I sat on Knox’s right; and Henry Morgenthau, Jr., the Secretary of the Treasury, was on my other side- we took our places in the order in which our Cabinet positions had been created. Henry had been a gentleman-farmer neighbor of Roosevelt’s in Dutchess County, and had served under him in various state and federal positions. I never could feel close to Morgenthau, although I respected his courage, singleness of purpose, and devotion to the President—a bit dog-like at times. The President was fond of Henry, patted him when he looked hurt, teased him in public without striking a spark of humor—humor there was none -and protected him as far as possible against the annoyance which his missionary zeal in fields not the Treasury’s occasionally caused the rest of us. He had a tendency to send memoranda to F.D.R. about the work of others—which doubtless touched his own, for almost everything was related by the war effort-instead of first discussing it with them.

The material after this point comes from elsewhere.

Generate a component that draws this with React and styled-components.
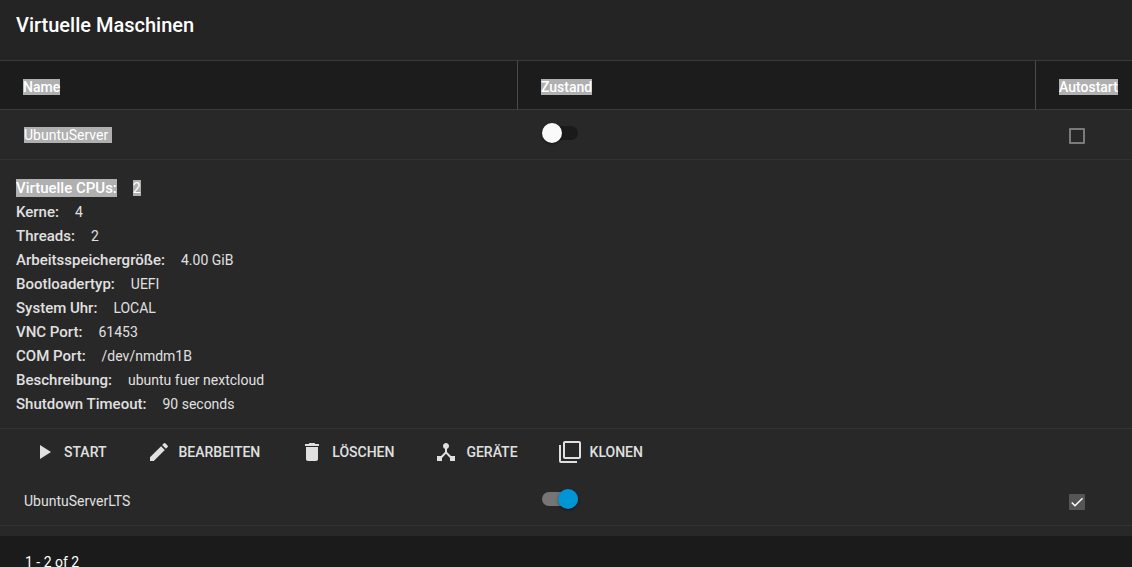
import React, { useState } from "react";
import styled, { createGlobalStyle } from "styled-components";
import { MdPlayArrow, MdEdit, MdDelete, MdDeviceHub, MdFilterNone } from "react-icons/md";

const vms = [
  {
    name: "UbuntuServer",
    running: false,
    autostart: false,
    expanded: true,
    selected: true,
    details: [
      ["Virtuelle CPUs:", "2"],
      ["Kerne:", "4"],
      ["Threads:", "2"],
      ["Arbeitsspeichergröße:", "4.00 GiB"],
      ["Bootloadertyp:", "UEFI"],
      ["System Uhr:", "LOCAL"],
      ["VNC Port:", "61453"],
      ["COM Port:", "/dev/nmdm1B"],
      ["Beschreibung:", "ubuntu fuer nextcloud"],
      ["Shutdown Timeout:", "90 seconds"],
    ],
  },
  { name: "UbuntuServerLTS", running: true, autostart: true, details: [] },
];

const actions = [
  { label: "START", icon: MdPlayArrow },
  { label: "BEARBEITEN", icon: MdEdit },
  { label: "LÖSCHEN", icon: MdDelete },
  { label: "GERÄTE", icon: MdDeviceHub },
  { label: "KLONEN", icon: MdFilterNone },
];

const VmRow = ({ vm }) => {
  const [running, setRunning] = useState(vm.running);
  const [autostart, setAutostart] = useState(vm.autostart);

  return (
    <>
      <tr>
        <Cell>
          <Text $selected={vm.selected}>{vm.selected ? vm.name + " " : vm.name}</Text>
        </Cell>
        <Cell>
          <Switch
            type="checkbox"
            role="switch"
            aria-label={"Zustand " + vm.name}
            checked={running}
            onChange={() => setRunning(!running)}
          />
        </Cell>
        <Cell $check>
          <CheckLabel>
            <Checkbox
              type="checkbox"
              aria-label={"Autostart " + vm.name}
              checked={autostart}
              onChange={() => setAutostart(!autostart)}
            />
            {autostart && (
              <CheckMark viewBox="0 0 24 24" aria-hidden="true">
                <path d="M4.1 12.7 9 17.6 20.3 6.3" />
              </CheckMark>
            )}
          </CheckLabel>
        </Cell>
      </tr>
      {vm.expanded && (
        <tr>
          <DetailCell colSpan={3}>
            <Details>
              {vm.details.map(([label, value], i) => (
                <Detail key={label}>
                  <dt>
                    <Text $selected={i === 0}>{label}</Text>
                  </dt>
                  <dd>
                    <Text $selected={i === 0}>{value}</Text>
                  </dd>
                </Detail>
              ))}
            </Details>
            <Actions>
              {actions.map(({ label, icon: Icon }) => (
                <ActionButton key={label} type="button">
                  <Icon size={24} />
                  {label}
                </ActionButton>
              ))}
            </Actions>
          </DetailCell>
        </tr>
      )}
    </>
  );
};

const App = () => {
  return (
    <Page>
      <GlobalStyle />
      <TitleBar>
        <h1>Virtuelle Maschinen</h1>
      </TitleBar>
      <Table>
        <colgroup>
          <col />
          <col />
          <AutostartCol />
        </colgroup>
        <thead>
          <tr>
            {["Name", "Zustand", "Autostart"].map((title) => (
              <HeadCell key={title} scope="col">
                <Text $selected>{title}</Text>
              </HeadCell>
            ))}
          </tr>
        </thead>
        <tbody>
          {vms.map((vm) => (
            <VmRow key={vm.name} vm={vm} />
          ))}
        </tbody>
      </Table>
      <Footer>1 - 2 of 2</Footer>
    </Page>
  );
};

export default App;

const GlobalStyle = createGlobalStyle`
  * {
    box-sizing: border-box;
  }
  body {
    margin: 0;
    background: #282828;
    color: #e0e0e0;
    font-family: Roboto, sans-serif;
    font-size: 14px;
  }
`;

const Page = styled.div`
  display: flex;
  flex-direction: column;
  height: 100vh;
  overflow: hidden;
`;

const TitleBar = styled.header`
  flex: none;
  padding: 13px 16px 23px;
  background: #242424;

  h1 {
    margin: 0;
    color: #fff;
    font-size: 20px;
    font-weight: 500;
    line-height: 24px;
  }
`;

const Table = styled.table`
  flex: none;
  width: 100%;
  margin-bottom: 10px;
  table-layout: fixed;
  border-collapse: separate;
  border-spacing: 0;
`;

const AutostartCol = styled.col`
  width: 96px;
`;

const HeadCell = styled.th`
  height: 50px;
  padding: 4px 0 0 23px;
  background: #1c1c1c;
  border-top: 1px solid #393939;
  border-bottom: 1px solid #393939;
  font-weight: 500;
  line-height: 16px;
  text-align: left;

  &:not(:last-child) {
    border-right: 1px solid #4a4a4a;
  }
`;

const Cell = styled.td`
  height: 50px;
  padding: ${(props) => (props.$check ? "2px 0 0 33px" : "0 0 0 24px")};
  border-bottom: 1px solid #323232;
  line-height: 16px;
  vertical-align: middle;
`;

const Text = styled.span`
  white-space: pre;
  color: ${(props) => (props.$selected ? "#fff" : "inherit")};
  background: ${(props) => (props.$selected ? "#b0b0b0" : "transparent")};
`;

const Switch = styled.input`
  appearance: none;
  display: flex;
  align-items: center;
  width: 36px;
  height: 14px;
  margin: 0 0 3px;
  border-radius: 7px;
  background: ${(props) => (props.checked ? "#757575" : "#1a1a1a")};
  cursor: pointer;

  &::before {
    content: "";
    flex: none;
    width: 20px;
    height: 20px;
    margin-left: ${(props) => (props.checked ? "16px" : "0")};
    border-radius: 50%;
    background: ${(props) => (props.checked ? "#0095d5" : "#fafafa")};
    box-shadow: 0 1px 3px rgba(0, 0, 0, 0.4);
  }
`;

const CheckLabel = styled.label`
  display: grid;
  width: 16px;
  height: 16px;

  & > * {
    grid-area: 1 / 1;
  }
`;

const Checkbox = styled.input`
  appearance: none;
  width: 16px;
  height: 16px;
  margin: 0;
  border: 2px solid ${(props) => (props.checked ? "#555" : "#7a7a7a")};
  border-radius: 1px;
  background: ${(props) => (props.checked ? "#555" : "transparent")};
`;

const CheckMark = styled.svg`
  width: 16px;
  height: 16px;
  fill: none;
  stroke: #fff;
  stroke-width: 2.2;
  pointer-events: none;
`;

const DetailCell = styled.td`
  padding: 0;
`;

const Details = styled.dl`
  margin: 0;
  padding: 16px 16px 12px;
  border-bottom: 1px solid #323232;
`;

const Detail = styled.div`
  display: flex;
  align-items: baseline;
  gap: 16px;
  line-height: 24px;

  dt {
    font-size: 15px;
    font-weight: 500;
  }
  dd {
    margin: 0;
  }
`;

const Actions = styled.div`
  display: flex;
  gap: 40px;
  padding: 11px 32px 12px;
`;

const ActionButton = styled.button`
  display: flex;
  align-items: center;
  gap: 8px;
  height: 24px;
  padding: 0;
  border: 0;
  background: none;
  color: inherit;
  font: 500 14px Roboto, sans-serif;
  cursor: pointer;
`;

const Footer = styled.footer`
  flex: 1 0 auto;
  padding: 18px 25px;
  background: #1b1b1b;
  color: #fff;
  line-height: 16px;
`;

I hasten to add that his sights were high, his probity impeccable, and the efficiency of his department well above the average, for on the whole he chose good men to serve under him and leaned over backward, sometimes unnecessarily far, it seemed to me, to keep away from politicians. We shared the same aims, even if the means chosen to accomplish them, or, more precisely, the method of going about the choice, did not on all occasions lead to a warm sense of team play. One could trust him, except where consideration for the feelings of others entered the picture. How could one be at ease with a man who, suspicious of the present and concerned with the future, recorded your telephone talk with him—“Wait a minute, Francis, I would like to put on my secretary to make a record of what you are saying—”to be collected for eternity in those endless volumes of the diary that chronicled the minutiae of his daily career?
To Henry Morgenthau’s right, at the center of the table, sat the President; then came Secretary of State Hull and Secretary of War Henry L. Stimson. Beyond Stimson was Frank Walker, the Postmaster General, and next to him Harold Ickes, Secretary of the Interior, looking belligerently at the photographer.